The Harvey Wallbanger is a mixed drink made with vodka, Galliano, and orange juice. It is a variant of the screwdriver, and was very popular in the United States in the 1970s.

==History==

The Harvey Wallbanger was marketed with a cartoon character of a surfer of the same name.

The Harvey Wallbanger was created in 1969 as a marketing campaign by McKesson Imports Company, importer of Galliano, as a means of promoting Galliano. The campaign was headed by George Bednar, marketing director of McKesson, and a cartoon character was commissioned from graphic artist William J. "Bill" Young in Lima, New York, with the tagline that Bednar claimed to have penned: "Harvey Wallbanger is the name.

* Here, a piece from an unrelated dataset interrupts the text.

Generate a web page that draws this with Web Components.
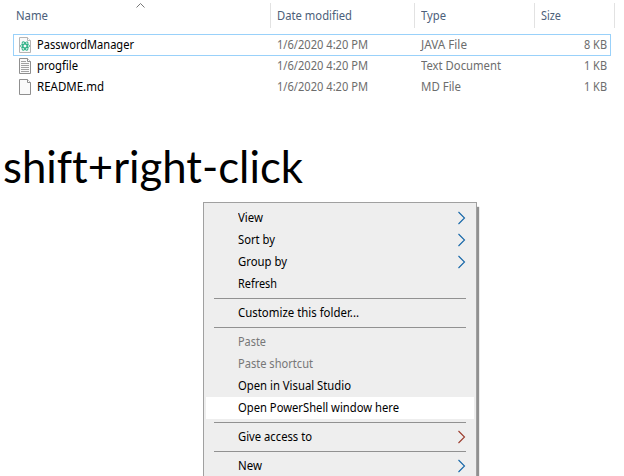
<!DOCTYPE html>
<html lang="en"><head><meta charset="utf-8"><title>Files</title>
<style>html,body{margin:0;background:#fff;overflow:hidden}body{width:624px;height:476px;font:12px/20px "Noto Sans","Open Sans",sans-serif}</style></head>
<body><explorer-page></explorer-page>
<script>
const define=(name,html,setup)=>customElements.define(name,class extends HTMLElement{
  connectedCallback(){if(this.shadowRoot)return;const t=document.createElement('template');t.innerHTML=html;
    this.attachShadow({mode:'open'}).append(t.content.cloneNode(true));if(setup)setup(this,this.shadowRoot);}
});
// Text label condensed or widened to a given width.
define('fit-text',`<style>:host{display:block;white-space:nowrap;text-align:left}span{display:inline-block;transform-origin:0 50%}</style><span><slot></slot></span>`,(h,r)=>{
  const s=r.querySelector('span'),w=+h.getAttribute('w');h.style.width=w+'px';
  s.style.transform=`scaleX(${w/s.getBoundingClientRect().width})`;
});
define('file-icon',`<style>:host{display:block;width:14px;height:16px}svg{display:block}</style><svg width="14" height="16" viewBox="0 0 14 16"><path d="M1.5.5h8l3 3v12h-11z" fill="#fafafa" stroke="#8f8f8f"/><path d="M9.5.5v3h3" fill="#fff" stroke="#8f8f8f"/><g id="g"></g></svg>`,(h,r)=>{
  const k=h.getAttribute('kind');
  r.querySelector('#g').innerHTML=k==='text'?'<path d="M3 3.5h5M3 5.5h8M3 7.5h8M3 9.5h8M3 11.5h8M3 13.5h8" stroke="#a2a2a2"/>':
  k==='java'?'<g fill="none" stroke="#2bb185" stroke-width=".95"><ellipse cx="7" cy="9" rx="4.6" ry="1.9"/><ellipse cx="7" cy="9" rx="4.6" ry="1.9" transform="rotate(60 7 9)"/><ellipse cx="7" cy="9" rx="4.6" ry="1.9" transform="rotate(120 7 9)"/></g>':'';
  if(k==='java')r.querySelectorAll('svg>path').forEach(p=>p.setAttribute('stroke','#b5b5b5'));
});
define('file-header',`<style>:host{display:grid;grid-template-columns:271px 144px 120px 80px;height:25px;padding-top:3px;color:#4c607a;line-height:25px;position:relative}
div{border-right:1px solid #e2e2e2;box-sizing:border-box;padding-left:6px}div:first-of-type{padding-left:16px}svg{position:absolute;left:136px;top:3px}</style>
<div><fit-text w="32">Name</fit-text></div><div><fit-text w="75">Date modified</fit-text></div><div><fit-text w="25">Type</fit-text></div><div><fit-text w="20">Size</fit-text></div>
<svg width="9" height="5"><path d="M.5 4.5l4-4 4 4" fill="none" stroke="#777"/></svg>`);
customElements.define('file-item',class extends HTMLElement{connectedCallback(){
  const a=n=>this.getAttribute(n);this.attachShadow({mode:'open'}).innerHTML=`<style>
:host{display:grid;grid-template-columns:24px 240px 144px 163px 23px;width:598px;height:21px;box-sizing:border-box;margin-left:13px;color:#6d6d6d;line-height:21px}
:host([selected]){box-shadow:0 0 0 1px #99d1fa inset;height:22px;margin-bottom:-1px}file-icon{margin:3px 0 0 5px}.n{color:#000}</style>
<file-icon kind="${a('kind')}"></file-icon><fit-text class="n" w="${a('nw')}">${a('name')}</fit-text><fit-text w="91">1/6/2020 4:20 PM</fit-text><fit-text w="${a('tw')}">${a('type')}</fit-text><fit-text w="23">${a('size')}</fit-text>`;
}});
define('menu-item',`<style>:host{display:flex;height:22px;line-height:22px;margin:0 2px;padding:0 8px 0 32px;align-items:center;justify-content:space-between;color:#000}
:host([disabled]){color:#777}:host([active]){background:#fff}svg{display:none}:host([sub]) svg{display:block}</style><slot></slot>
<svg width="9" height="14" viewBox="0 0 9 14"><path d="M1.5 1l6 6-6 6" fill="none" stroke="var(--arrow,#1566a8)" stroke-width="1.1"/></svg>`);
define('menu-line',`<style>:host{display:block;height:1px;margin:3px 10px;background:#919191}</style>`);
define('context-menu',`<style>:host{display:block;box-sizing:border-box;width:274px;height:300px;background:#eee;border:1px solid #a0a0a0;padding-top:4px;box-shadow:2px 5px 1px 0 #909090}</style><slot></slot>`);
define('explorer-page',`<style>:host{display:block;width:624px;height:476px;overflow:hidden;position:relative}
.list{padding-top:6px}h1{margin:37px 0 0 3px;height:64px;font:44px/64px Lato,sans-serif;font-variant-ligatures:none;color:#000}context-menu{position:absolute;left:203px;top:202px}</style>
<file-header></file-header><div class="list">
<file-item selected kind="java" name="PasswordManager" nw="97" type="JAVA File" tw="46" size="8 KB"></file-item>
<file-item kind="text" name="progfile" nw="41" type="Text Document" tw="80" size="1 KB"></file-item>
<file-item kind="blank" name="README.md" nw="67" type="MD File" tw="40" size="1 KB"></file-item></div>
<h1><fit-text w="300">shift+right-click</fit-text></h1>
<context-menu>
<menu-item sub><fit-text w="25">View</fit-text></menu-item><menu-item sub><fit-text w="37">Sort by</fit-text></menu-item><menu-item sub><fit-text w="49">Group by</fit-text></menu-item><menu-item><fit-text w="39">Refresh</fit-text></menu-item><menu-line></menu-line>
<menu-item><fit-text w="121">Customize this folder...</fit-text></menu-item><menu-line></menu-line>
<menu-item disabled><fit-text w="28">Paste</fit-text></menu-item><menu-item disabled><fit-text w="75">Paste shortcut</fit-text></menu-item><menu-item><fit-text w="113">Open in Visual Studio</fit-text></menu-item><menu-item active><fit-text w="161">Open PowerShell window here</fit-text></menu-item><menu-line></menu-line>
<menu-item sub style="--arrow:#9c3b2c"><fit-text w="74">Give access to</fit-text></menu-item><menu-line></menu-line><menu-item sub><fit-text w="24">New</fit-text></menu-item>
</context-menu>`);
</script></body></html>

And I can be made!" The Harvey Wallbanger character was a surfer, appearing in various advertisements during the campaign, and was mentioned in print as early as 1969, continuing into the 1970s. The recipe displayed in the advertisements is: "6 oz. O.J., 1 oz. vodka, stir with ice, splash in 1/2 oz. Galliano".

The 1982 Milwaukee Brewers were nicknamed “Harvey’s Wallbangers,” in honor of their manager that season, Harvey Kuenn, and for their exciting style of play. The drink remained popular among Brewers fans for many years.

The cocktail itself is credited to three-time world champion mixologist Donato "Duke" Antone, of Hartford, Connecticut, where he ran a bartending school, Bartending School of Mixology, and worked as a cocktail consultant. It is unclear if Antone designed the drink for Galliano (to advertise the ingredient), or renamed an existing drink, as suggested by his grandson, who claimed the earlier version was called "Duke's Screwdriver". An implausible story of the origin is that it was invented in 1952 by Antone, and named after a surfer frequenting Antone's Blackwatch Bar on Sunset Strip in Los Angeles. This is implausible because at the time, Antone was running a bartending school in Hartford, and there is no evidence of any "Blackwatch Bar" in Los Angeles at the time, so it is presumably a fabrication; spirits writer Robert Simonson goes so far as to say that "no sane person ever believed that story."

Cocktail historian David Wondrich considers the Harvey Wallbanger the first successful consultant-created cocktail saying,

With Young's Harvey to blaze the way, Antone's simple—even dopey—drink would go on to be the first drink created by a consultant to actually take the nation by storm.